Investors and traders should remain prepared such financial turmoil anytime soon. Even saving up on brokerage costs, by opting for cheap online discount brokers, can help in maximizing returns in such uncertain times.

07 AprPersonal Financial Planning – Investment



The main objective of investing is to grow wealth.

There are many forms of investments: It ranges from the plain vanilla deposits (savings accounts, fixed deposits, insurance, endowments, CPF, SRS) to stocks, bonds, T-bills, unit trusts, ETFs, real estate; for some more adventurous hedge funds, derivatives (options, warrants, futures), forex, and even to the more unique like art, watches, wine and physical commodities.

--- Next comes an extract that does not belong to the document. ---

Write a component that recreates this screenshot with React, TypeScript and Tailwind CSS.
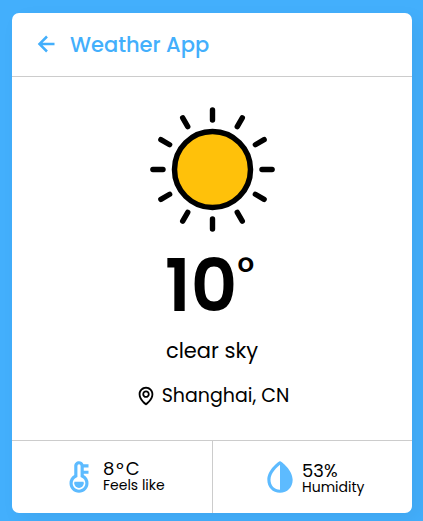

This list is definitely not exhaustive, but it illustrates the importance of portfolio management towards investing.

Therefore, the important first, and often neglected, step towards investing is developing an investment policy.

Investment Policy Statement (IPS)

It should contain the following:

Purpose: What is the money intended for? Time horizon: When will the money be needed? Risk – Return expectation: What is your risk appetite? Benchmark: What is the performance going to be reviewed against? Any other unique considerations? Like tax considerations, legal constrains, religious restrictions, unique preferences, etc.

Having an IPS commits to memory the financial goal of the investment, provides a road map, moderates the expectations, instills discipline for a long term approach and provides a scale to monitor performance.

The next step is to determine the asset allocation that will best suit the IPS requirements.

Asset Allocation

A common theoretical method used to plan is the modeling concept of using historical returns to determine the assets risk based on its statistical deviation and correlation to other assets.

The justification is that different asset classes performance varies relative to each other, correlation is a measure of that difference. It is difficult to time which asset is going to perform the best, therefore, diversification taking correlation into consideration, reduces overall risk given a level of expected return. Sometimes adding a risky asset like commodities into a portfolio of stocks/bonds might increase returns and in fact reduce the risk because the correlation of commodities to stocks/bonds is low.

Diversification not only takes on the form of asset classes but geographical (International, Regional) as well.

According to research, asset allocation determines 90% of the returns achieved for a portfolio as compared to individual security selection and timing.

Next is to consider the investment strategy.

Strategies

The 2 main types are passive and active strategies.
Passive strategies involve an approach aimed at minimizing transaction costs. Active strategies involve attempting on market timing to maximize returns.

For most small retail investors, the passive strategy would be recommended because the opportunity cost in terms of time spent to beat the market in addition to hefty transaction costs will result in lower returns.

The common passive approach uses a buy and hold strategy as well as dollar cost averaging.

Next is the actual selection.

Security Selection

Individual asset classes has various methods and models of analysis.

Top-down approach of economic, industry and company analysis Dividend Discount Model, Capital Asset Pricing Model, Risk Premium Financial statement analysis using key financial ratios Technical analysis, contrarian, smart money trends Cost recovery, similar transaction comparison, return of income approach Net Present Value (NPV), Internal Rate of Return (IRR), Profitability Index

Finally, to close the loop for the process, is the continuous monitoring and re-balancing.

Performance Measurement

The benchmark in the IPS will used to gauge the performance of the portfolio and determine if any adjustments are needed.

The IPS will also need to be reviewed in regards to changes in the market conditions and personal circumstances.

Investing helps to meet future financial objectives, learning about investing improves the chances.